The main themes and objectives are threefold. First, we examine audience engagement with mobile media, including broad areas such as Internet use to more specific content such as journalism. Doing such work in an area that has been historically underresearched by comparison to the West, we are able to provide insight on a region that is both globally active and mobile-first. Penetration of smartphones in Qatar and the UAE, for example, outpace rates in the United States. In addition, Qatar, the UAE and the rest of the Gulf states are vitally important places of study in regard to mobile media use because the regions tradition of communication and mobility frame the contemporary age of mobile media.
Second, complementary to our analysis of audience engagement with mobile media content, including news, is a focus on how media organizations adapt to and respond to mobile media in particular, how and to what extent media are operating in Qatar and the Gulf in developing and delivering content uniquely designed for mobile media and consumption.

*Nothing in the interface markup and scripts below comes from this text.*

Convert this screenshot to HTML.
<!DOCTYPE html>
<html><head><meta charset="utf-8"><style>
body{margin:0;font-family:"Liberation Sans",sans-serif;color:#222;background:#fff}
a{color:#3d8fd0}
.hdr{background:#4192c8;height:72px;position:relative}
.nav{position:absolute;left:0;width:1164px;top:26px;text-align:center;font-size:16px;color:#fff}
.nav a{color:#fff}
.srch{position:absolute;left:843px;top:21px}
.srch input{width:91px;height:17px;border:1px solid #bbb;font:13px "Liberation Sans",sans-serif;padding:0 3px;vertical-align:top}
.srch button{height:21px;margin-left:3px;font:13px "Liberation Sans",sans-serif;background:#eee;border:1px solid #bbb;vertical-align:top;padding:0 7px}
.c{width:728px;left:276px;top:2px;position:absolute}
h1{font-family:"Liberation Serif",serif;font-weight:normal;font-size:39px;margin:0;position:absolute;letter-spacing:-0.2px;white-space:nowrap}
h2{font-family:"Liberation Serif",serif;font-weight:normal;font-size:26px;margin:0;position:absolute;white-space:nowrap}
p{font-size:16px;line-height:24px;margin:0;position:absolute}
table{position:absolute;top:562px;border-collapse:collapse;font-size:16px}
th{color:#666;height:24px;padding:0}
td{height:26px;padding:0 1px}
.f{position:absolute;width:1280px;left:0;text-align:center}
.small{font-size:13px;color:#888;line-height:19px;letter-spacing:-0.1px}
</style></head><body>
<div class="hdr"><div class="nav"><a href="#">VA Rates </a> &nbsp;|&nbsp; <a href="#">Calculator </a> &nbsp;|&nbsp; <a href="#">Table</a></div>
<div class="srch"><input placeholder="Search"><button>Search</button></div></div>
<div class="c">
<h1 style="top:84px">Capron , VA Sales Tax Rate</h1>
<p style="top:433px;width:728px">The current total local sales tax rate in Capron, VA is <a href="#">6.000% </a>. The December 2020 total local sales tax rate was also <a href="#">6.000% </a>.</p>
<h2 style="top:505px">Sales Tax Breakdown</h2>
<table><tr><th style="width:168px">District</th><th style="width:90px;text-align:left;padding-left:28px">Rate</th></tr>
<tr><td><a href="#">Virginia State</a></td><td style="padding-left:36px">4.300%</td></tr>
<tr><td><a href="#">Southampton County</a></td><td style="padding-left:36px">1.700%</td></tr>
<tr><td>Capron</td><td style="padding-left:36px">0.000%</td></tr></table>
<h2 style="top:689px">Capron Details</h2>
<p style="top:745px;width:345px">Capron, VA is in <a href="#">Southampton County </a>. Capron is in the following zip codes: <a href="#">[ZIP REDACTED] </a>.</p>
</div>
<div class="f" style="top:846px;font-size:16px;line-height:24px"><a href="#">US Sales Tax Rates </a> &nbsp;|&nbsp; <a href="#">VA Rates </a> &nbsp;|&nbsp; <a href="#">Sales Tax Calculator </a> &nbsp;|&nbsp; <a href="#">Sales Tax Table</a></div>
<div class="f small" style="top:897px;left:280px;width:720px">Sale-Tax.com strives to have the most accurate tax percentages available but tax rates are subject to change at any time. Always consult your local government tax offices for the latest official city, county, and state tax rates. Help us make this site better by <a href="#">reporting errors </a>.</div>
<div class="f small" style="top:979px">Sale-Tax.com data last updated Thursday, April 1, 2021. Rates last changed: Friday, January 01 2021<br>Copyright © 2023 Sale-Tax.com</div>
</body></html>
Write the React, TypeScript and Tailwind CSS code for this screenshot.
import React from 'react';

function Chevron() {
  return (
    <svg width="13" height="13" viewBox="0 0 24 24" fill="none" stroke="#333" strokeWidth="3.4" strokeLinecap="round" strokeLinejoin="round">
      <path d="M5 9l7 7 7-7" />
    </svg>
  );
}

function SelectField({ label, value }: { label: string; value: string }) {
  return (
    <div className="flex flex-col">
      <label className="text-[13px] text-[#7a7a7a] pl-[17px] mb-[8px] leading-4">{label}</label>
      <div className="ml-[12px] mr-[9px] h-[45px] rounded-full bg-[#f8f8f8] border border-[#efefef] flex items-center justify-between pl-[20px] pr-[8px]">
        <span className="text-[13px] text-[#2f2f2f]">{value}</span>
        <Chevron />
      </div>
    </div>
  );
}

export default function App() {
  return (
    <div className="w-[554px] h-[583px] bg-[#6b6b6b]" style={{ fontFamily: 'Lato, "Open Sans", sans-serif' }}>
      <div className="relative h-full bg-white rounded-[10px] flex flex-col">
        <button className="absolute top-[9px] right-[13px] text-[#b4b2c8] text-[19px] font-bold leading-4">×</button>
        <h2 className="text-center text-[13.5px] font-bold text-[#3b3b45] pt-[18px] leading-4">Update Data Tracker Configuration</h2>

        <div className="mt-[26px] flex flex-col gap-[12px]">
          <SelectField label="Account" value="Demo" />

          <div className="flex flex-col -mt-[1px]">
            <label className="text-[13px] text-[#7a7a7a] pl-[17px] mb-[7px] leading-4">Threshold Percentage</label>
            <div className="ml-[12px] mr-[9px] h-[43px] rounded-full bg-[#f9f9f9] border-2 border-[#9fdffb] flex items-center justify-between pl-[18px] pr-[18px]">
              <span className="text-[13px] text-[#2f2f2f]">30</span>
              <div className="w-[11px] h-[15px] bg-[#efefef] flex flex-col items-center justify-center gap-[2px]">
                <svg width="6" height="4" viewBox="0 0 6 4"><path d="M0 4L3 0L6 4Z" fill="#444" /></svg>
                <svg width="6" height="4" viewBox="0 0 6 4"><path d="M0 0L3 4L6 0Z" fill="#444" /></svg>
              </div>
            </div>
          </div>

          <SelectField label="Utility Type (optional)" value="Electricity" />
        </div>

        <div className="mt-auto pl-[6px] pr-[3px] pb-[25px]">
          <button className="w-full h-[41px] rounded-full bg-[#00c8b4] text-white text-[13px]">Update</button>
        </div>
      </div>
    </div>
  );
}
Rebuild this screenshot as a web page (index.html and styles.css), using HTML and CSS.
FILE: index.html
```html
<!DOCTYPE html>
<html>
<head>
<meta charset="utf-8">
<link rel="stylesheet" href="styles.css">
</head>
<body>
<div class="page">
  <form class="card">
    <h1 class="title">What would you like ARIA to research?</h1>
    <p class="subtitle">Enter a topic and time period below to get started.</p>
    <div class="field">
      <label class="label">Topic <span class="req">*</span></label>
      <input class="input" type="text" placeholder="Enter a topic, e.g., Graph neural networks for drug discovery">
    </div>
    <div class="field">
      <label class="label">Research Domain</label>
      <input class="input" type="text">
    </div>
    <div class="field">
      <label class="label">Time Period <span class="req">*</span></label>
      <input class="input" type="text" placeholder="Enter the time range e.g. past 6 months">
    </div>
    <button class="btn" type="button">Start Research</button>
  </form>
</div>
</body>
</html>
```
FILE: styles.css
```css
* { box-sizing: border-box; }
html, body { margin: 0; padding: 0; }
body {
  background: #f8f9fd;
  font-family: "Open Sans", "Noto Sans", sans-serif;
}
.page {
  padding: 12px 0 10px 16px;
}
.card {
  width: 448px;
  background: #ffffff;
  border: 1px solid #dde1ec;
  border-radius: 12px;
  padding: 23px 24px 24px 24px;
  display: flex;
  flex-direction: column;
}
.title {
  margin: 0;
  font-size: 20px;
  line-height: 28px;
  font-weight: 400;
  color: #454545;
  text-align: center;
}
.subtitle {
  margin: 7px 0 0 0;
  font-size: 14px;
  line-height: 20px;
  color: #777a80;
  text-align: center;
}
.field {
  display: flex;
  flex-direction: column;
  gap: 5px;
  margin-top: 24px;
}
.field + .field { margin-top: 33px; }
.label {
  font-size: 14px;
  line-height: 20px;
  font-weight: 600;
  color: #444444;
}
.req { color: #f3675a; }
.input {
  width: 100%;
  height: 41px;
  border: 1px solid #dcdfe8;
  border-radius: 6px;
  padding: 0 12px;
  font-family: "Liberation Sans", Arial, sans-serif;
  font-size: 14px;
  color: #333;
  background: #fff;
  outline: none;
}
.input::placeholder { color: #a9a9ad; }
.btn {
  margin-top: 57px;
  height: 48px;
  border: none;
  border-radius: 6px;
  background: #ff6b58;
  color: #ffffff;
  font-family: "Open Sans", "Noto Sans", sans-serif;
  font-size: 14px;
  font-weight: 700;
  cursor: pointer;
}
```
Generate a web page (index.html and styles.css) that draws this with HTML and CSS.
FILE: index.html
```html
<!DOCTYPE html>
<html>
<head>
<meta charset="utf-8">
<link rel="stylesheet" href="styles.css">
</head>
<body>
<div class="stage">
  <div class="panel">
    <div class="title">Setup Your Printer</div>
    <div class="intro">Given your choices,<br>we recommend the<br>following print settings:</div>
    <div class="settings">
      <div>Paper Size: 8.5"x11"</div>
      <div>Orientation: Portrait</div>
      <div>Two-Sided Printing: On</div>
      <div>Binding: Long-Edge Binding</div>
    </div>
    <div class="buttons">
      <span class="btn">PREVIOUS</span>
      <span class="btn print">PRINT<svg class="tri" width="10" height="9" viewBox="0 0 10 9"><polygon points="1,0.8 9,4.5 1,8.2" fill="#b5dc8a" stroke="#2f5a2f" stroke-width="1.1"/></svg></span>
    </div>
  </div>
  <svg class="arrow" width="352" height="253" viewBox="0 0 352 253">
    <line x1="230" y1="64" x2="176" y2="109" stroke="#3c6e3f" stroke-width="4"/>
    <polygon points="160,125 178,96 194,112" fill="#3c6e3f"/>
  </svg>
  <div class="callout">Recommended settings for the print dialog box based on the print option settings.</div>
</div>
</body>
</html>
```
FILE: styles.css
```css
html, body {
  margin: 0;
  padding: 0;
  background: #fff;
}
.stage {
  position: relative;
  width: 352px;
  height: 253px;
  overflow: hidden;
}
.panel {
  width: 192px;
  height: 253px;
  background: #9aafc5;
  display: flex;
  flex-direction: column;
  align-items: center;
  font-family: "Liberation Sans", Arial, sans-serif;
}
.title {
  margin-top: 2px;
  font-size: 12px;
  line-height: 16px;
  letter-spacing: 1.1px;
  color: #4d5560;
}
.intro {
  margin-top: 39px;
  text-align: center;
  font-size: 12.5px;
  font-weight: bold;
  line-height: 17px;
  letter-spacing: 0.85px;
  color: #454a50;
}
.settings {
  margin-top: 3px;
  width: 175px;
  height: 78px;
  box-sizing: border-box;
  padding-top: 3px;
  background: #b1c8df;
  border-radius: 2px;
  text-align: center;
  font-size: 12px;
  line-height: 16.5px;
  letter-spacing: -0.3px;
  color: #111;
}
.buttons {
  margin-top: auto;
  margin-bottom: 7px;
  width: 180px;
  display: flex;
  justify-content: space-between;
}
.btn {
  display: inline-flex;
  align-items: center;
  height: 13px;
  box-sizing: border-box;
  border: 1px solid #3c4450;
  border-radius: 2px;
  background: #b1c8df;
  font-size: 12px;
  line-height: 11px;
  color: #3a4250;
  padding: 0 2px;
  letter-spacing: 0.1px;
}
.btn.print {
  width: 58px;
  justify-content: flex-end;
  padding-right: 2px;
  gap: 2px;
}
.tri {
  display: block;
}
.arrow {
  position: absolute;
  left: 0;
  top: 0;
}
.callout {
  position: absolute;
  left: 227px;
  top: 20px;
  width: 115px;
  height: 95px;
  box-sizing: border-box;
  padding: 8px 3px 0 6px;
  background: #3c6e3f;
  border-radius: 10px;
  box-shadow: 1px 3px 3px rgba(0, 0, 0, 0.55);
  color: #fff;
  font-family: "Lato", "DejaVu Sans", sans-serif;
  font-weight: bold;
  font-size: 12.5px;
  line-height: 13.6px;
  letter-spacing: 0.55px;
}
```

Third, from the basis of our study, we explore possible future directions in mobile media content strategies, including news, as wearable and other emerging media forms enter the marketplace. While the media industry has begun to experiment with content for emerging technologies, we recognize the need for evidence-based reasoning for further content development.
This book offers a perspective on the development of content for mobile media. We draw on original research evidence collected in Qatar and the Gulf region. The data this book is based on are part of a three-year study funded by the Qatar National Research Fund (Pavlik, Dennis, Mersey and Gengler, 2013). This project represents one of the first systematic large-scale studies of mobile media innovation, especially in the context of content design. As such, it helps to advance understanding of consumer preference for content types on mobile media, especially the transformation of journalism in the region.